The State of Florida, as partially evidenced in my AIA travel series, has countless attractive pockets to discover. It’s said that “if you haven’t found yours yet, you haven’t looked hard or long enough”. As one who’s explored the three coasts in depth, I agree, especially after finding what may be my most special pocket too.


My family and I first visited the area now called The Beaches in 1987 for an overnight at the Green Turtle Inn, now the refurbished and upscale Ocean One. To quote Gertrude Stein; “there was no there there” back then. In 2009, I drove my son to a job interview and we discovered a new vibrant community located three miles north of Jacksonville Beach and I stored that mental nugget away.

My girl-friend Patty and I have birthdays two days apart so each year we like to spend a week somewhere celebrating them. We were originally planning to stay in Siesta Key but found the rents uncomfortably high. Patty did some research and suggested Beaches Town Center located on the Atlantic Beach and Neptune Beach lines where Atlantic Boulevard ends in the Atlantic Ocean.

That eleven-year old nugget went off in my head and figured that it was time to acquaint myself with one of the last pockets in Florida that I did not know. We selected the oceanfront Seahorse Inn resort to stay and headed down I-75 and across I-10 to our destination.

I describe the Seahorse Inn’s location on the circle where Atlantic Boulevard ends as ground zero for visitors. The ease of access to the ocean, beach, quality hotels, fine varied restaurants, retail and bars may be unmatched in the state.

We found the Seahorse Inn to be clean, attractive, comfortable and fun – the famous Lemon Bar brought life and sweet music to the resort. The hospitable staff is helpful and gracious; housekeeping is particularly excellent.

The intersection of an adjacent alley called Midway with Lemon Street teemed with multi-generational people streaming into the Lemon Bar to groove on live or recorded music filling the spacious sun splashed patio.

Midway crosses from the front of the Seahorse property southward into Neptune Beach residential areas.

Atlantic Boulevard starts right beyond the “ground zero” circle flanked by two appealing hotel resorts. Shops and restaurants line both sides of First Street and march up the boulevard two blocks to State Route AIA.

Below: view of First Street stretching southward. Southern Grounds, a fine breakfast and lunch restaurant, is located a block down in a very popular courtyard.

Below: view of restaurants and shops lining the south side of Atlantic Boulevard.

Two blocks up Atlantic Boulevard is The Local restaurant. Its sign is very brightly lit at night and contributes to a festive evening atmosphere.

The Coop 303 Restaurant is located directly across the street from The Local.

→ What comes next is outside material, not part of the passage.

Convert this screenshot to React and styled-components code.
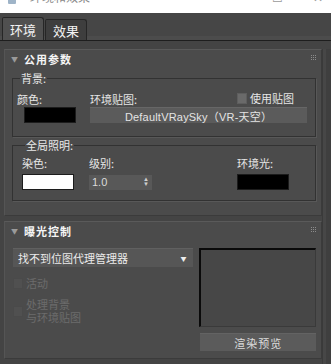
import React from "react";
import styled, { createGlobalStyle } from "styled-components";

const GlobalStyle = createGlobalStyle`
  html, body { margin: 0; padding: 0; background: #444444; }
  body {
    font-family: "Noto Sans CJK SC", "Liberation Sans", sans-serif;
    font-size: 11px;
    color: #e6e6e6;
    width: 331px;
    height: 364px;
    overflow: hidden;
  }
  * { box-sizing: border-box; }
`;

const Window = styled.div`
  width: 331px;
  height: 364px;
  display: flex;
  flex-direction: column;
  background: #444444;
`;

const TitleBar = styled.div`
  height: 13px;
  background: #ffffff;
  overflow: hidden;
  display: flex;
  align-items: flex-end;
  padding: 0 8px 0 8px;
`;

const TitleIcon = styled.div`
  width: 8px;
  height: 4px;
  margin-bottom: 9px;
  background: #9fb4c8;
  border-radius: 0 0 1px 1px;
`;

const TitleText = styled.div`
  font-size: 12px;
  line-height: 12px;
  color: #8a8a8a;
  margin-left: 14px;
  margin-bottom: 10px;
  flex: 1;
`;

const TitleBtn = styled.div`
  font-size: 12px;
  line-height: 12px;
  color: #9a9a9a;
  margin-bottom: 10px;
  margin-left: ${(p) => p.$gap}px;
`;

const TabStrip = styled.div`
  height: 28px;
  display: flex;
  align-items: flex-end;
  padding-left: 2px;
  background: #464646;
  border-bottom: 1px solid #1e1e1e;
  box-shadow: 0 -4px 0 #4c4c4c inset;
`;

const Tab = styled.div`
  height: ${(p) => (p.$active ? 23 : 21)}px;
  padding: 0 7px;
  display: flex;
  align-items: center;
  font-size: 13px;
  color: #f2f2f2;
  background: ${(p) => (p.$active ? "#505050" : "#3e3e3e")};
  border: 1px solid #262626;
  border-bottom: none;
  border-radius: 2px 3px 0 0;
  margin-right: 1px;
`;

const Body = styled.div`
  flex: 1;
  display: flex;
  padding-top: 8px;
`;

const Main = styled.div`
  flex: 1;
  display: flex;
  flex-direction: column;
  gap: 5px;
  padding-left: 4px;
`;

const ScrollStrip = styled.div`
  width: 9px;
  border-left: 1px solid #3a3a3a;
  background: #3f3f3f;
  box-shadow: 3px 0 0 #474747 inset;
`;

const Rollout = styled.div`
  width: 318px;
  height: ${(p) => p.$h}px;
  background: #4b4b4b;
  border: 1px solid #3b3b3b;
  border-top-color: #5a5a5a;
  border-left-color: #555555;
  display: flex;
  flex-direction: column;
`;

const RollHeader = styled.div`
  height: 18px;
  display: flex;
  align-items: center;
  padding-left: 6px;
  position: relative;
`;

const Caret = styled.span`
  font-size: 7px;
  color: #9a9a9a;
  width: 13px;
`;

const RollTitle = styled.span`
  font-weight: bold;
  font-size: 11px;
  color: #f5f5f5;
  letter-spacing: 1px;
`;

const Grip = styled.svg`
  position: absolute;
  right: 5px;
  top: 5px;
  width: 5px;
  height: 5px;
`;

const RollBody = styled.div`
  padding: ${(p) => p.$pad};
  display: flex;
  flex-direction: ${(p) => p.$dir || "column"};
  gap: ${(p) => p.$gap || 0}px;
`;

const Group = styled.fieldset`
  margin: 0;
  padding: ${(p) => p.$pad};
  border: 1px solid #323232;
  box-shadow: 1px 1px 0 #585858;
  height: ${(p) => p.$h}px;
  min-width: 0;
`;

const Legend = styled.legend`
  padding: 0 1px;
  margin-left: 3px;
  font-size: 11px;
  line-height: 11px;
  color: #e8e8e8;
`;

const Grid = styled.div`
  display: grid;
  grid-template-columns: ${(p) => p.$cols};
  row-gap: ${(p) => p.$rg || 2}px;
  align-items: center;
`;

const Label = styled.div`
  font-size: 11px;
  line-height: 12px;
  color: ${(p) => (p.$dim ? "#707070" : "#e6e6e6")};
  padding-left: ${(p) => p.$pl || 0}px;
`;

const Swatch = styled.div`
  width: 52px;
  height: 16px;
  background: ${(p) => p.$c};
  border: 1px solid #1c1c1c;
  margin-left: ${(p) => p.$ml || 0}px;
`;

const MapRow = styled.div`
  display: grid;
  grid-template-columns: 147px auto;
  align-items: center;
`;

const CheckWrap = styled.label`
  display: flex;
  align-items: center;
  gap: 3px;
  color: ${(p) => (p.$dim ? "#6c6c6c" : "#e6e6e6")};
  font-size: 11px;
  line-height: 13px;
  margin-top: ${(p) => p.$mt || 0}px;
`;

const Box = styled.span`
  width: 10px;
  height: 11px;
  background: ${(p) => (p.$dim ? "#505050" : "#6a6a6a")};
  border: 1px solid ${(p) => (p.$dim ? "#4a4a4a" : "#5e5e5e")};
  flex: none;
`;

const WideButton = styled.div`
  height: 16px;
  width: ${(p) => p.$w}px;
  background: #5b5b5b;
  border-top: 1px solid #666;
  color: #e4e4e4;
  font-family: "Liberation Sans", "Noto Sans CJK SC", sans-serif;
  font-size: 11px;
  display: flex;
  align-items: center;
  justify-content: center;
  letter-spacing: 0.2px;
`;

const Spinner = styled.div`
  width: 63px;
  height: 15px;
  background: #585858;
  display: flex;
  align-items: center;
  justify-content: space-between;
  padding: 0 3px 0 3px;
  color: #dadada;
  font-family: "Liberation Sans", sans-serif;
  font-size: 11px;
`;

const Arrows = styled.span`
  display: flex;
  flex-direction: column;
  font-size: 6px;
  line-height: 5px;
  color: #cfcfcf;
`;

const LeftCol = styled.div`
  width: 181px;
  display: flex;
  flex-direction: column;
`;

const RightCol = styled.div`
  width: 117px;
  display: flex;
  flex-direction: column;
  gap: 6px;
`;

const Dropdown = styled.div`
  height: 19px;
  background: #565656;
  border-top: 1px solid #606060;
  display: flex;
  align-items: center;
  justify-content: space-between;
  padding: 0 7px 0 5px;
  font-size: 11px;
  color: #ebebeb;
  margin-bottom: 10px;
`;

const DropArrow = styled.span`
  font-size: 6px;
  color: #eeeeee;
`;

const Preview = styled.div`
  height: 79px;
  background: #474747;
  border-top: 2px solid #0a0a0a;
  border-left: 2px solid #0a0a0a;
  border-right: 1px solid #3a3a3a;
  border-bottom: 1px solid #3a3a3a;
`;

const RenderBtn = styled.div`
  height: 18px;
  margin-left: 1px;
  background: #5b5b5b;
  border-top: 1px solid #636363;
  color: #dcdcdc;
  font-size: 11px;
  display: flex;
  align-items: center;
  justify-content: center;
  letter-spacing: 1px;
`;

function GripDots() {
  const dots = [];
  for (let r = 0; r < 3; r++)
    for (let c = 0; c < 3; c++)
      dots.push(<rect key={r * 3 + c} x={c * 2} y={r * 2} width="1" height="1" fill="#8c8c8c" />);
  return <Grip viewBox="0 0 5 5">{dots}</Grip>;
}

export default function App() {
  return (
    <Window>
      <GlobalStyle />
      <TitleBar>
        <TitleIcon />
        <TitleText>环境和效果</TitleText>
        <TitleBtn $gap={0}>☐</TitleBtn>
        <TitleBtn $gap={30}>✕</TitleBtn>
      </TitleBar>
      <TabStrip>
        <Tab $active>环境</Tab>
        <Tab>效果</Tab>
      </TabStrip>
      <Body>
        <Main>
          <Rollout $h={167}>
            <RollHeader>
              <Caret>▼</Caret>
              <RollTitle>公用参数</RollTitle>
              <GripDots />
            </RollHeader>
            <RollBody $pad="5px 5px 0 7px" $gap={3}>
              <Group $pad="8px 7px 0 4px" $h={64}>
                <Legend>背景:</Legend>
                <Grid $cols="73px 1fr" $rg={2}>
                  <Label>颜色:</Label>
                  <MapRow>
                    <Label>环境贴图:</Label>
                    <CheckWrap>
                      <Box />
                      使用贴图
                    </CheckWrap>
                  </MapRow>
                  <Swatch $c="#000000" $ml={7} />
                  <WideButton $w={217}>DefaultVRaySky（VR-天空）</WideButton>
                </Grid>
              </Group>
              <Group $pad="6px 7px 0 9px" $h={61}>
                <Legend>全局照明:</Legend>
                <Grid $cols="67px 148px 1fr" $rg={5}>
                  <Label>染色:</Label>
                  <Label>级别:</Label>
                  <Label>环境光:</Label>
                  <Swatch $c="#ffffff" />
                  <Spinner>
                    1.0
                    <Arrows>
                      <span>▲</span>
                      <span>▼</span>
                    </Arrows>
                  </Spinner>
                  <Swatch $c="#000000" />
                </Grid>
              </Group>
            </RollBody>
          </Rollout>
          <Rollout $h={138}>
            <RollHeader>
              <Caret>▼</Caret>
              <RollTitle>曝光控制</RollTitle>
              <GripDots />
            </RollHeader>
            <RollBody $pad="8px 5px 0 8px" $dir="row" $gap={6}>
              <LeftCol>
                <Dropdown>
                  找不到位图代理管理器
                  <DropArrow>▼</DropArrow>
                </Dropdown>
                <CheckWrap $dim>
                  <Box $dim />
                  活动
                </CheckWrap>
                <CheckWrap $dim $mt={8}>
                  <Box $dim />
                  <span>
                    处理背景
                    <br />
                    与环境贴图
                  </span>
                </CheckWrap>
              </LeftCol>
              <RightCol>
                <Preview />
                <RenderBtn>渲染预览</RenderBtn>
              </RightCol>
            </RollBody>
          </Rollout>
        </Main>
        <ScrollStrip />
      </Body>
    </Window>
  );
}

It has numerous rooms, decks, bars and porches to dine or imbibe.

The Ocean 60 Restaurant (below) is located on First Street one block north of Atlantic Boulevard. The place has an intimate and compelling outdoor space though the evening was too cold to consider dining out there – the interior is pleasant too.

Below: view of the Seahorse Inn resort from the oceanfront sand berm. The Lemon Bar is the building with the yellow roof.

Below: view of the resort’s attractive grounds and landscaping.

There are plenty of places for visitors to relax – around the pool, inside the bar with a drink or nosh, or out on the sunny patio.

The beaches area has many interesting, even surprising little treasures such as the Famous Oriental Bar-B-Q shack on the edge of the Seahorse property. Its
charm though did not draw us in to snack on the southeast Asian satay kebobs.

Seahorse Inn pool and plaza.

Famous Oriental Bar-B-Q Sticks vendor and patio.

I am always amazed by enterprises that last for generations. Pete’s Bar, located on the far southern edge of the Seahorse property, has been in business for 80 years – that is noteworthy and amazing.

The Ocean One Hotel flanks the Seahorse Inn.

The plush Ocean One Hotel, a good place to stay too, has a luxurious spa and a fine restaurant. We treated ourselves to excellent massages from spa associates that were skilled and professional and we also celebrated my birthday with an outstanding meal at Azurea, their upscale dining establishment.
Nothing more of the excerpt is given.